In a bold attempt to further energize the economic recovery, the federal government through the SBA 504 Loan Program has modified its debt refinance program to help small businesses facing imposing balloon payments.

Imagine a scenario where you have a small business in a building you purchased in 2001 for $1 million, and for which you have a loan of $850,000.

The property has gone up in value, and is now worth $1.5 million. You have inventory of $100,000 that needs to be paid, and a new order that needs an additional $100,000 for inventory. You would love to tap into the equity in the building to pay off that old inventory, fund the new, and lower your interest rate on the original loan. Your commercial bank has told you that your credit is great, and your cash flow is good, but that it will only loan 65% of the market value of the property. That’s only $975,000. You need $1,050,000. What can you do?

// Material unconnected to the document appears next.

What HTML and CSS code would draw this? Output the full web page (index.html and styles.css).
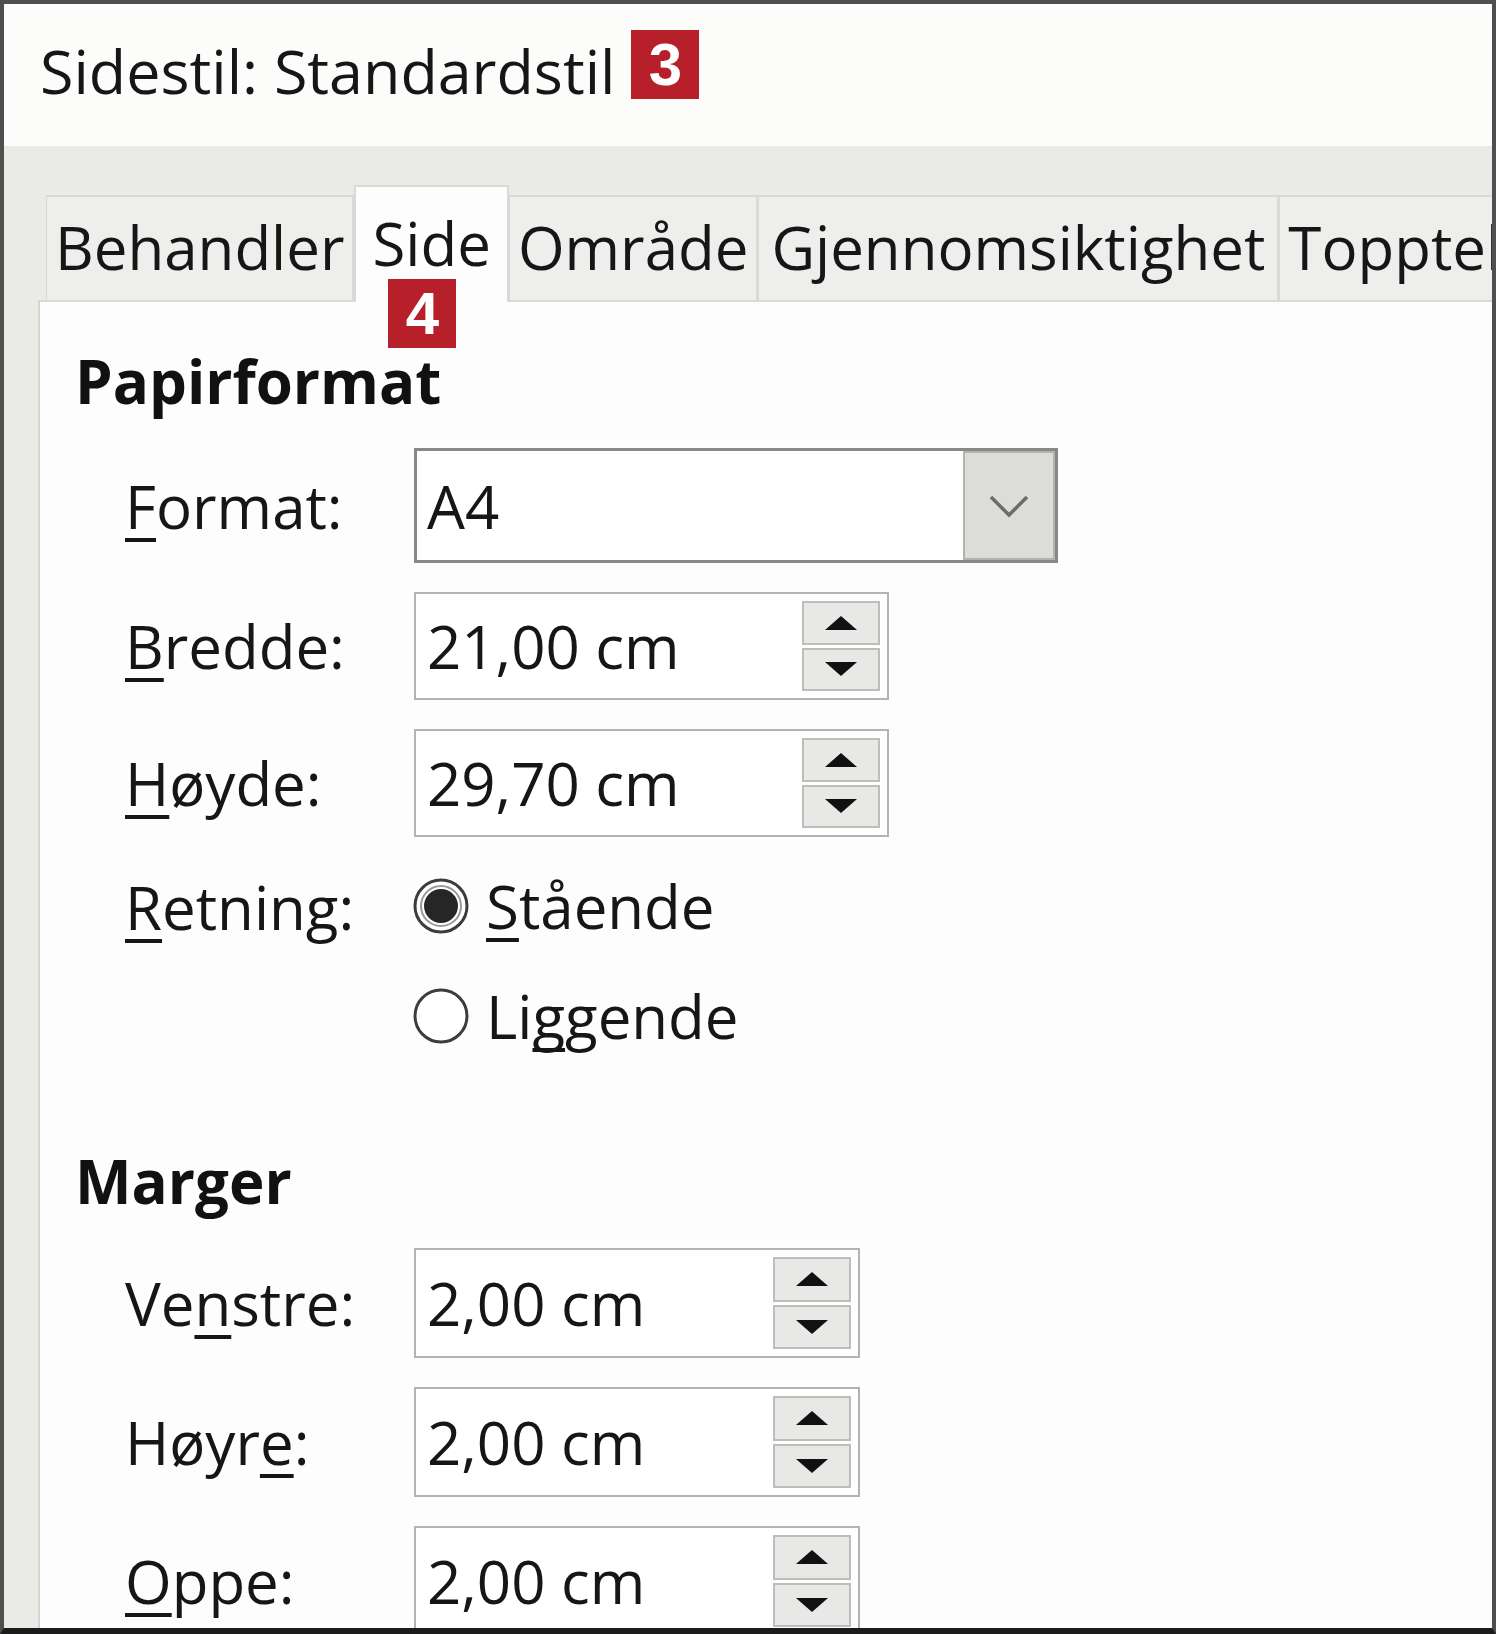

You call a Certified Development Company (CDC) and apply for an SBA 504 loan. CDCs are conduits for commercial banks and their borrowers to access Small Business Administration-guaranteed financing.

Mark Stebbins and Fernando Alvarez of California’s CDC Small Business Finance commented on the recently revised SBA 504 Debt Refinance loan program. Regulations were made substantially less restrictive Oct. 12, 2011.

“We think there are many commercial property owners who can benefit from this program, who have been shut out of refinancing programs in the past,” Stebbins said.

The SBA rules previously required that borrower’s provide historical records showing that each and every refinance of their commercial property resulted in at least 85% of the proceeds going towards the acquisition and or improvement of the real estate. That restriction is gone, replaced by the requirement that only the original loan satisfied the requirement that 85% of the loan proceeds were used for the acquisition and or improvement of the real estate. In addition, if the original purpose in acquiring the real estate was for investment purposes, but now the property is at least 51% owner occupied, the refinance of the original and all subsequent debt would be eligible.

Another huge obstacle that has been removed is the requirement that the commercial bank no longer has to finance 50% of the property’s value. That’s huge. CDC Small Business Finance’s Fernando Alvarez explained: “Under the recently revised 504 debt refinance program, the commercial bank and the SBA lender can each loan the same amount, as long as that isn’t more than 90% of the property’s value.”

A 90% LTV (loan-to-value) is an advantage to a commercial property owner, in and of itself. But the critical point is that the commercial bank doesn’t have to loan the first 50% LTV anymore.

Imagine if the owner in the scenario above wanted to refinance a total debt of $1,050,000. Under the old rules, the SBA 504 loan required the bank to loan the first $750,000 (50% of the value of the property). The SBA could then loan the difference for an additional $300,000. The old rules did not allow for cash out to cover inventory or any other business purpose.

Under the new rules, the commercial bank can lend the same amount as the SBA, not the first 50% of LTV. That means the commercial bank loan would only have to be $525,000 instead of $750,000 thereby saving the business owner increased interest expense for the additional $225,000 . The interest savings is derived from the SBA taking an equal share of the loan at rates historically below current commercial rates.

In the last couple of years of very depressing economic news, the changes to the SBA 504 debt refinance program is certainly a breath of fresh air and a step in the right direction.